Here’s what the data actually shows across certification tiers in 2026:

  • Solutions Architect Professional holders average $145,000 to $185,000 for principal architect and solutions director roles
  • DevOps Engineer Professional commands $135,000 to $170,000 across platform engineering and site reliability positions
  • Security Specialty holders average $140,000 to $175,000 in regulated industries where security posture is a hard hiring filter rather than a preference
  • The new Generative AI Developer credential, combined with Solutions Architect experience, is generating $160,000 to $210,000 for engineers who can bridge traditional cloud infrastructure with production AI deployment

The ROI calculation is almost embarrassingly straightforward. A single Professional or Specialty certification costs roughly $300 for the exam. It can produce a $25,000 to $40,000 annual salary increase when it enables movement into the next role tier. No other professional development investment in the cloud space produces that return at that cost and that speed.

The long-term compounding effect is the part that people underestimate. Reaching the $150,000 threshold at thirty-two rather than thirty-eight produces a career earnings difference that isn’t trivial. The certification is a one-time investment. The salary differential it enables repeats every year after that.

The Well-Architected Framework: What Certification Teaches That Projects Don’t

One specific technical benefit that doesn’t get enough attention in certification discussions.

Preparing for the Solutions Architect exams forces serious engagement with the AWS Well-Architected Framework, the five pillars of operational excellence, security, reliability, performance efficiency, and cost optimization that AWS uses to evaluate cloud architectures in practice. This isn’t exam content for its own sake. It’s the actual evaluative standard that AWS Solutions Architects use when conducting Well-Architected Reviews for enterprise clients.

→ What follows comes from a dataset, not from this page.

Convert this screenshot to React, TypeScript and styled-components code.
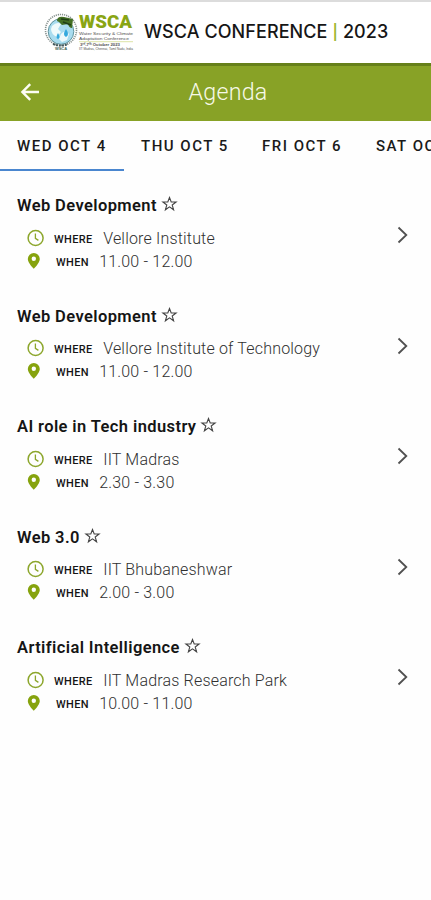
import React from "react";
import styled, { createGlobalStyle } from "styled-components";

const GlobalStyle = createGlobalStyle`
  * { box-sizing: border-box; }
  body { margin: 0; background: #fff; overflow: hidden; }
`;

const Screen = styled.div`
  width: 431px;
  height: 900px;
  overflow: hidden;
  background: #fefefe;
  color: #151515;
  font-family: Roboto, "Liberation Sans", sans-serif;
`;

const BrandBar = styled.header`
  display: flex;
  align-items: center;
  height: 63px;
  padding-left: 44px;
  border-top: 2px solid #dcdcdc;
  background: #fff;
`;

const Logo = styled.svg`
  display: block;
  width: 91px;
  height: 40px;
  margin-bottom: 2px;
  flex: none;
`;

const BrandName = styled.h1`
  display: flex;
  align-items: center;
  gap: 5px;
  margin: 0 0 2px 9px;
  font: 500 18px/24px Inter, sans-serif;
  letter-spacing: 0.08px;
  white-space: nowrap;
  color: #161616;
`;

const Divider = styled.span`
  font-size: 15px;
  font-weight: 600;
  color: #9db52f;
`;

const TitleBar = styled.div`
  display: grid;
  grid-template-columns: 60px 1fr 35px;
  align-items: center;
  height: 58px;
  padding-bottom: 4px;
  border-top: 3px solid #66801a;
  background: #88a226;
`;

const BackButton = styled.button`
  display: flex;
  width: 60px;
  height: 40px;
  padding: 0 0 0 20px;
  align-items: center;
  border: 0;
  background: none;
`;

const ScreenTitle = styled.h2`
  margin: 0;
  text-align: center;
  font-size: 23.2px;
  line-height: 30px;
  font-weight: 300;
  letter-spacing: 0.25px;
  color: #f7f9e8;
`;

const Tabs = styled.nav`
  display: flex;
  height: 50px;
`;

const Tab = styled.button<{ $width: number; $active?: boolean }>`
  flex: none;
  width: ${(p) => p.$width}px;
  height: 50px;
  padding: 2px 0 0 17px;
  border: 0;
  border-bottom: 2px solid ${(p) => (p.$active ? "#4a86cf" : "transparent")};
  background: none;
  text-align: left;
  white-space: nowrap;
  font: 500 15px/20px Roboto, sans-serif;
  letter-spacing: 1.5px;
  color: #1a1a1a;
`;

const Agenda = styled.main`
  padding-top: 23.4px;
`;

const Session = styled.article`
  display: grid;
  grid-template-columns: 1fr 42px;
  height: 110.5px;
  padding-left: 17px;
`;

const SessionTitle = styled.h3`
  display: flex;
  align-items: center;
  gap: 4px;
  height: 23px;
  margin: 0 0 9px;
  font-size: 16.5px;
  font-weight: 600;
  letter-spacing: 0.4px;
  white-space: nowrap;
`;

const Detail = styled.div`
  display: flex;
  align-items: center;
  height: 23px;
  padding-left: 10px;
`;

const IconSlot = styled.span`
  display: flex;
  width: 27px;
  flex: none;
`;

const Label = styled.span<{ $indent: number; $width: number }>`
  width: ${(p) => p.$width}px;
  padding: 3px 0 0 ${(p) => p.$indent}px;
  flex: none;
  font-size: 11px;
  font-weight: 500;
  letter-spacing: 0.35px;
`;

const Value = styled.span`
  padding-top: 0.4px;
  font-size: 16px;
  font-weight: 300;
  letter-spacing: 0.18px;
  white-space: nowrap;
  color: #303030;
`;

const OpenButton = styled.button`
  display: flex;
  align-items: center;
  align-self: start;
  height: 40px;
  margin-top: 21px;
  padding: 0 0 0 8px;
  border: 0;
  background: none;
`;

const Star = styled.svg`
  display: block;
  margin-bottom: 3px;
`;

const BrandLogo = () => (
  <Logo viewBox="0 0 91 40" fontFamily="Liberation Sans, sans-serif">
    <circle cx="17" cy="18" r="15.5" fill="none" stroke="#88928f" strokeWidth="1.6" strokeDasharray="1.2 0.9" />
    <circle cx="17" cy="19.5" r="12.8" fill="#a9dcef" stroke="#427c86" strokeWidth="0.8" />
    <path d="M8 14q5-5 9-2l-3 5 3 3-4 5q-6-3-6-8z" fill="#effafb" />
    <path d="M17 22q4-5 8 0l-2 6-5 2-3-3z" fill="#eef9fb" />
    <path d="M22 17q-4 6 0 8 4-2 0-8M14 21q-3 5 0 6 3-1 0-6" fill="#35a9dd" />
    <path d="M13 9q0-5 7-4l9 2-1 9q-3 0-4-4l-6 1-3-3z" fill="#436f24" />
    <path d="M17 7l8 1M19 10l8 3" stroke="#203f18" strokeWidth="1.4" />
    <path d="M9 32q8 3 15 0" fill="none" stroke="#44595c" strokeWidth="2" strokeDasharray="2 1" />
    <text x="17" y="37.5" textAnchor="middle" fontSize="4" fontWeight="700" fill="#465">WSCA</text>
    <text x="35" y="16" textLength="53" lengthAdjust="spacingAndGlyphs" fontSize="18.5" fontFamily="Roboto, sans-serif" fontWeight="900" fill="#89a514">WSCA</text>
    <path d="M35 29.7h54" stroke="#c5d16d" strokeWidth="0.6" />
    <g fontSize="4.3" fill="#4f4f4f">
      <text x="35" y="22.8" textLength="54" lengthAdjust="spacingAndGlyphs">Water Security &amp; Climate</text>
      <text x="35" y="27.8" textLength="50" lengthAdjust="spacingAndGlyphs">Adaptation Conference</text>
      <text x="36" y="34" fontWeight="700" textLength="40" lengthAdjust="spacingAndGlyphs">3ʳᵈ-7ᵗʰ October 2023</text>
      <text x="35" y="38.2" fontSize="3" textLength="54" lengthAdjust="spacingAndGlyphs">IIT Madras, Chennai, Tamil Nadu, India</text>
    </g>
  </Logo>
);

const BackIcon = () => (
  <svg width="20" height="18" viewBox="0 0 20 18" fill="none" stroke="#fcfdf4" strokeWidth="2.4">
    <path d="M19 9H3M10.2 1.2L2.4 9l7.8 7.8" />
  </svg>
);

const StarIcon = () => (
  <Star width="17" height="16" viewBox="0 0 17 16" fill="none" stroke="#444" strokeWidth="1.1">
    <path d="M8.5 1.5L10.2 6h4.9l-3.9 3 1.4 4.8-4.1-2.9-4.1 2.9L5.8 9 1.9 6h4.9z" />
  </Star>
);

const ClockIcon = () => (
  <svg width="18" height="18" viewBox="0 0 18 18" fill="none" stroke="#8ca62c" strokeWidth="1.5">
    <circle cx="8.6" cy="9" r="7.5" />
    <path d="M8.4 4.6v4.7l3 2.1" strokeWidth="1.3" />
  </svg>
);

const PinIcon = () => (
  <svg width="14" height="18" viewBox="0 0 14 18">
    <path fillRule="evenodd" d="M6.8 1A6 6 0 0 0 .8 6.9c0 4 6 9.8 6 9.8s6-5.8 6-9.8a6 6 0 0 0-6-5.9m0 3.6a2.2 2.2 0 1 1 0 4.4 2.2 2.2 0 0 1 0-4.4" fill="#86a30e" />
  </svg>
);

const ChevronIcon = () => (
  <svg width="12" height="18" viewBox="0 0 12 18" fill="none" stroke="#505050" strokeWidth="1.8">
    <path d="M1.5 1.5L9.3 9l-7.8 7.5" />
  </svg>
);

const sessions = [
  { title: "Web Development", where: "Vellore Institute", when: "11.00 - 12.00" },
  { title: "Web Development", where: "Vellore Institute of Technology", when: "11.00 - 12.00" },
  { title: "AI role in Tech industry", where: "IIT Madras", when: "2.30 - 3.30" },
  { title: "Web 3.0", where: "IIT Bhubaneshwar", when: "2.00 - 3.00" },
  { title: "Artificial Intelligence", where: "IIT Madras Research Park", when: "10.00 - 11.00" },
];

export default function App() {
  return (
    <Screen>
      <GlobalStyle />
      <BrandBar>
        <BrandLogo />
        <BrandName>
          <span>WSCA CONFERENCE</span>
          <Divider>|</Divider>
          <span>2023</span>
        </BrandName>
      </BrandBar>
      <TitleBar>
        <BackButton aria-label="Back"><BackIcon /></BackButton>
        <ScreenTitle>Agenda</ScreenTitle>
      </TitleBar>
      <Tabs>
        <Tab $width={124} $active>WED OCT 4</Tab>
        <Tab $width={121}>THU OCT 5</Tab>
        <Tab $width={114}>FRI OCT 6</Tab>
        <Tab $width={120}>SAT OCT 7</Tab>
      </Tabs>
      <Agenda>
        {sessions.map((s, i) => (
          <Session key={i}>
            <div>
              <SessionTitle>{s.title}<StarIcon /></SessionTitle>
              <Detail>
                <IconSlot><ClockIcon /></IconSlot>
                <Label $indent={0} $width={49.2}>WHERE</Label>
                <Value>{s.where}</Value>
              </Detail>
              <Detail>
                <IconSlot><PinIcon /></IconSlot>
                <Label $indent={2} $width={45.2}>WHEN</Label>
                <Value>{s.when}</Value>
              </Detail>
            </div>
            <OpenButton aria-label={`Open ${s.title}`}><ChevronIcon /></OpenButton>
          </Session>
        ))}
      </Agenda>
    </Screen>
  );
}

Engineers who understand the Framework through certification preparation arrive at those client conversations already fluent in the language those conversations require. That fluency has direct consulting value and directly supports higher billing rates for independent practitioners and senior engineers in client-facing roles.

The Community Access Nobody Adequately Explains

Passing an AWS certification gives you access to the AWS Certified Global Community, a private professional network that operates separately from the general AWS developer ecosystem.

The Certified Global Community includes exclusive events, beta exam opportunities, and direct participation in the Subject Matter Expert program, where certified professionals contribute to actual AWS exam development. Engineers in the SME program build relationships with AWS exam teams, gain early awareness of certification changes before public announcement, and develop a professional network at a level of AWS proximity that general community engagement simply doesn’t reach.

The networking value here is real and specific. Referral networks among certified professionals generate job opportunities that never appear in standard application processes. That channel alone has placed more engineers in senior roles than any job board I’ve seen in the past five years.

AWS certification in 2026 is not about collecting badges. It was never for the engineers who understood what the process was actually producing underneath the credential.

It’s structural cloud knowledge that organic learning doesn’t reliably build. It’s credibility that pre-vetting delivers in hiring processes where employers are making significant commitments on limited information. It’s financial trajectory that compounds over a career rather than producing a single isolated bump. And it’s community access that creates professional relationships and opportunities that exist nowhere else in the AWS ecosystem.

The badge is the visible artifact of something much more valuable underneath it.

The engineers who treat the certification process as the actual point, rather than the credential as the destination, are the ones whose careers reflect it most clearly in the years that follow.